The deal is not consummated and the narrator's thirst for knowledge goes unquenched. But the older man doesn't walk away, even though he's not taking the narrator. And he is not through with the narrator yet. He has one more head game to play:

And then the sun sank in the west
He said, Boy you know you may never be at rest
The older man tells the narrator that by not consummating the deal, the narrator will never have his quest fulfilled. "You should have taken the deal when you had a chance," he tells the narrator. "You did not appreciate what I offered, so you lose." And the narrator pays a price anyway.
I turned around to face the light
And with a heavy heart I walked into the night
He knows now that he will never get the knowledge that he most wants. And no matter how long and far he searches, he will never find what he could have gotten from the older man. And that is why the older man smiles: he has extracted a price from the narrator, and he has done so without having to give up what he was offering.
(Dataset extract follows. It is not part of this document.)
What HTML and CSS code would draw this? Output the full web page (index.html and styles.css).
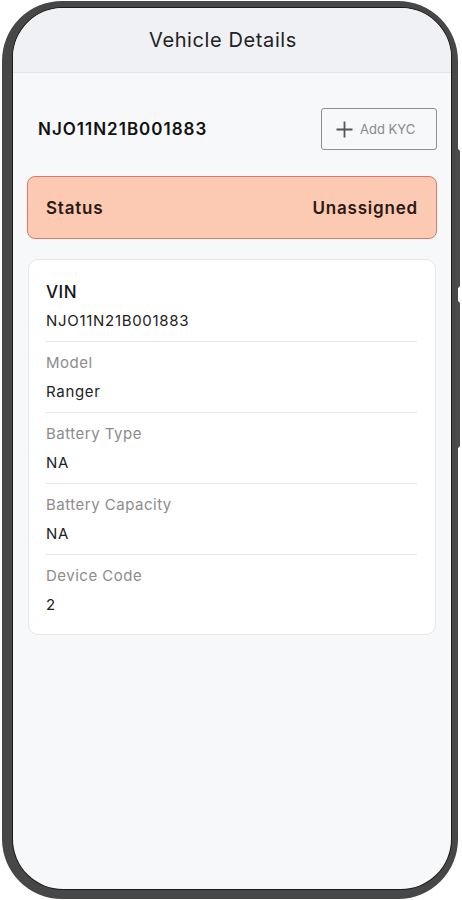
FILE: index.html
```html
<!DOCTYPE html>
<html lang="en">
<head>
    <meta charset="UTF-8">
    <meta name="viewport" content="width=device-width, initial-scale=1.0">
    <title>Vehicle Details</title>
    <link rel="stylesheet" href="styles.css">
</head>
<body>

<div class="phone">
    <div class="side-btn btn-upper"></div>
    <div class="side-btn btn-lower"></div>
    <div class="screen">
        <header class="topbar">Vehicle Details</header>

        <main class="content">
            <div class="id-row">
                <span class="vehicle-id">NJO11N21B001883</span>
                <button class="kyc-btn">
                    <svg width="19" height="19" viewBox="0 0 19 19">
                        <path d="M9.5 1.5v16M1.5 9.5h16" stroke="#555" stroke-width="1.8" fill="none"/>
                    </svg>
                    <span>Add KYC</span>
                </button>
            </div>

            <div class="status">
                <span>Status</span>
                <span>Unassigned</span>
            </div>

            <div class="card">
                <div class="item">
                    <div class="label main">VIN</div>
                    <div class="value">NJO11N21B001883</div>
                </div>
                <div class="item">
                    <div class="label">Model</div>
                    <div class="value">Ranger</div>
                </div>
                <div class="item">
                    <div class="label">Battery Type</div>
                    <div class="value">NA</div>
                </div>
                <div class="item">
                    <div class="label">Battery Capacity</div>
                    <div class="value">NA</div>
                </div>
                <div class="item">
                    <div class="label">Device Code</div>
                    <div class="value">2</div>
                </div>
            </div>
        </main>
    </div>
</div>

</body>
</html>
```

FILE: styles.css
```css
body {
    margin: 0;
    background: #fff;
    font-family: Inter, "Noto Sans", sans-serif;
    color: #1d1d1f;
}
.phone {
    position: relative;
    box-sizing: border-box;
    width: 456px;
    height: 898px;
    margin: 1px 0 0 2px;
    border-style: solid;
    border-color: #474747;
    border-width: 7px 7px 10px 11px;
    border-radius: 60px;
    background: #474747;
    box-shadow: inset 0 0 0 1px #222;
}
.side-btn {
    position: absolute;
    right: -9px;
    width: 4px;
    background: #4a4a4a;
    border-radius: 0 3px 3px 0;
}
.btn-upper {
    top: 141px;
    height: 139px;
}
.btn-lower {
    top: 293px;
    height: 147px;
}
.screen {
    height: 100%;
    border-radius: 50px;
    overflow: hidden;
    background: #f7f8fa;
    box-shadow: 0 0 0 1px #1a1a1a;
}
.topbar {
    height: 64px;
    line-height: 64px;
    padding-right: 18px;
    text-align: center;
    font-size: 20px;
    letter-spacing: 0.6px;
    background: #eff1f4;
    border-bottom: 1px solid #e3e5e8;
    color: #222;
}
.content {
    padding: 35px 14px 0;
}
.id-row {
    display: flex;
    align-items: center;
    justify-content: space-between;
    padding-left: 11px;
}
.vehicle-id {
    font-size: 17px;
    font-weight: 600;
    letter-spacing: 1px;
    color: #111;
}
.kyc-btn {
    display: flex;
    align-items: center;
    gap: 6px;
    height: 42px;
    width: 116px;
    padding: 0 0 0 13px;
    background: #f7f8fa;
    border: 1px solid #8f8f8f;
    border-radius: 3px;
    font-family: inherit;
    font-size: 13px;
    color: #8a8a8a;
}
.status {
    display: flex;
    justify-content: space-between;
    align-items: center;
    height: 61px;
    margin-top: 26px;
    padding: 0 18px;
    background: #fcc9b2;
    border: 1px solid #e0786a;
    border-radius: 8px;
    font-size: 17px;
    font-weight: 600;
    letter-spacing: 0.8px;
    color: #2a1a14;
}
.card {
    margin: 20px 1px 0;
    padding: 11px 18px 9px 17px;
    background: #fff;
    border: 1px solid #e5e6e8;
    border-radius: 10px;
}
.item {
    padding: 11px 0 10px;
    border-bottom: 1px solid #e6e7e9;
}
.item:last-child {
    border-bottom: none;
}
.label {
    font-size: 15px;
    line-height: 20px;
    letter-spacing: 0.5px;
    color: #8c8c8c;
}
.label.main {
    font-size: 17px;
    font-weight: 500;
    color: #151515;
}
.value {
    margin-top: 9px;
    font-size: 15px;
    line-height: 20px;
    letter-spacing: 0.7px;
    color: #222;
}
```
But has the narrator really received nothing? He has escaped his brush with death and has not surrendered his soul. He waited when the older man wanted him to act. He has learned not to give in to immediate temptations, however righteous they may seem.

Works Cited

  1. Greil Marcus, liner notes, Jubilation

  2. Greil Marcus, Invisible Republic, Henry Holt & Co., 1997

  3. Robert Cantwell, Smith's Memory Theater: The Folkways Anthology of American Folk Music. New England Review, Spring/Summer, 1991.